Internally, depending on the field of view, a spherical camera is implemented by using between 1 to 6 OpenGL cameras oriented towards the faces of a cube (the activated cameras are displayed by magenta squares when the View|Optional Rendering|Show Camera Frustums menu item is enabled). Moreover an algorithm computing the spherical projection is applied on the result of the subcameras.

So this mode is costly in terms of performance! Reducing the resolution of the cameras and using a fieldOfView which minimizes the number of activated cameras helps a lot to improve the performances if needed.

When the camera is spherical, the image returned by the wb_camera_get_image or the wb_camera_get_range_image functions is a 2-dimensional array (s,t) in spherical coordinates.

Let hFov be the horizontal field of view, and let theta be the angle in radian between the (0, 0, -z) relative coordinate and the relative coordinate of the target position along the xz plane relative to the camera, then s=0 corresponds to a theta angle of -hFov/2, s=(width-1)/2 corresponds to a theta angle of 0, and s=width-1 corresponds to a theta angle of hFov/2.

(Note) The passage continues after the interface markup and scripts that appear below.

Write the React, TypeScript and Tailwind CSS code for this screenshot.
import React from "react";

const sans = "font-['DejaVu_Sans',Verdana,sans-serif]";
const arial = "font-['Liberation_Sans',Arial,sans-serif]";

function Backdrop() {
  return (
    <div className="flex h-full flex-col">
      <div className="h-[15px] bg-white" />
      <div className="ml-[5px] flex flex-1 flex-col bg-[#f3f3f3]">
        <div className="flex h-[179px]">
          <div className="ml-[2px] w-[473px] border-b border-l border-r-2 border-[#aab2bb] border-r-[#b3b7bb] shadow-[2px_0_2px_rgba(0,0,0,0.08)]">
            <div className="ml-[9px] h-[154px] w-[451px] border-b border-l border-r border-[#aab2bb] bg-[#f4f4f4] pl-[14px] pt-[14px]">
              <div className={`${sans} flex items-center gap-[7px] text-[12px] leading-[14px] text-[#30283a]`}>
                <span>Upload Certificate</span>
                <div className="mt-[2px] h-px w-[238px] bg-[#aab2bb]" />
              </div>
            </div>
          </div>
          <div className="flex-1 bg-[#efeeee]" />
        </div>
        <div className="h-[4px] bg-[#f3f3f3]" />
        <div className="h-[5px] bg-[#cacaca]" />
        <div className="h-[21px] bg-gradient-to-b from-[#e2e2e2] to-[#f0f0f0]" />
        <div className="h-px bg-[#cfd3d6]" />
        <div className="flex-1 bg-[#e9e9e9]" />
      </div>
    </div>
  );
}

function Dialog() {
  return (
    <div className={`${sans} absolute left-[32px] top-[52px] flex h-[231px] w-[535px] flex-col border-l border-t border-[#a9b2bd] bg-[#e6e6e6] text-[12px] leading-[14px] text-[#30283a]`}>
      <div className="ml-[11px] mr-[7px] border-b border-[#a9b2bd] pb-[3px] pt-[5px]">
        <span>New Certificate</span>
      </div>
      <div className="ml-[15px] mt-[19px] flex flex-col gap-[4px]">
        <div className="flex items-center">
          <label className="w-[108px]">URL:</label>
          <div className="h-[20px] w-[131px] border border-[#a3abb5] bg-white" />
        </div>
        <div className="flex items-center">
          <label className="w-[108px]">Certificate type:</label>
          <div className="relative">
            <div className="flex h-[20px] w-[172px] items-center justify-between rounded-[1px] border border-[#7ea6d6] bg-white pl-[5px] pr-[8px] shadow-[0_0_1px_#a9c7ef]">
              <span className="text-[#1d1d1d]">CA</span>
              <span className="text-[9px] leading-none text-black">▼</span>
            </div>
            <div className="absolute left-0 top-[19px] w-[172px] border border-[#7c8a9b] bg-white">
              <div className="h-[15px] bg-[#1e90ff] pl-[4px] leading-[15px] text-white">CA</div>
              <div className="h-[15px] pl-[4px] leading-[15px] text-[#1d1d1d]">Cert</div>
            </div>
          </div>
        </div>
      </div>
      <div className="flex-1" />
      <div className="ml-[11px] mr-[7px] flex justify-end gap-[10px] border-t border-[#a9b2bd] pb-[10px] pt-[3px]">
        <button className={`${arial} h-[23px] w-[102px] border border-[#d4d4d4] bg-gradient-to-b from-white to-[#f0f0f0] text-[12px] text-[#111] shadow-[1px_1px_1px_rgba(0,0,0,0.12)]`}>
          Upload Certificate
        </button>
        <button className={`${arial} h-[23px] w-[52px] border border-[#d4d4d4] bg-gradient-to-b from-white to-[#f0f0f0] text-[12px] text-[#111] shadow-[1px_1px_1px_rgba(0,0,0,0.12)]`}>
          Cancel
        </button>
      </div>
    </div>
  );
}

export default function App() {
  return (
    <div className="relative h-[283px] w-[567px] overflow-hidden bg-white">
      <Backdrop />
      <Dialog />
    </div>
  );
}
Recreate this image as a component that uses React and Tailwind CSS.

Similarly, let vFov be the vertical field of view (defined just above), and phi the angle in radian between the (0, 0, -z) relative coordinate and the relative coordinate of the target position along the xy plane relative to the camera, t=0 corresponds to a phi angle of -vFov/2, t=(height-1)/2 corresponds to a phi angle of 0, and t=height-1 corresponds to a phi angle of vFov/2).

3.5.7 Camera Functions



NAME

   wb_camera_enable, wb_camera_disable, wb_camera_get_sampling_period - enable and disable camera updates

SYNOPSIS [C++] [Java] [Python] [Matlab]

  #include <webots/camera.h>

  void wb_camera_enable(WbDeviceTag tag, int ms);
  void wb_camera_disable(WbDeviceTag tag);
  int wb_camera_get_sampling_period(WbDeviceTag tag);

DESCRIPTION

wb_camera_enable() allows the user to enable a camera update each ms milliseconds.

wb_camera_disable() turns the camera off, saving computation time.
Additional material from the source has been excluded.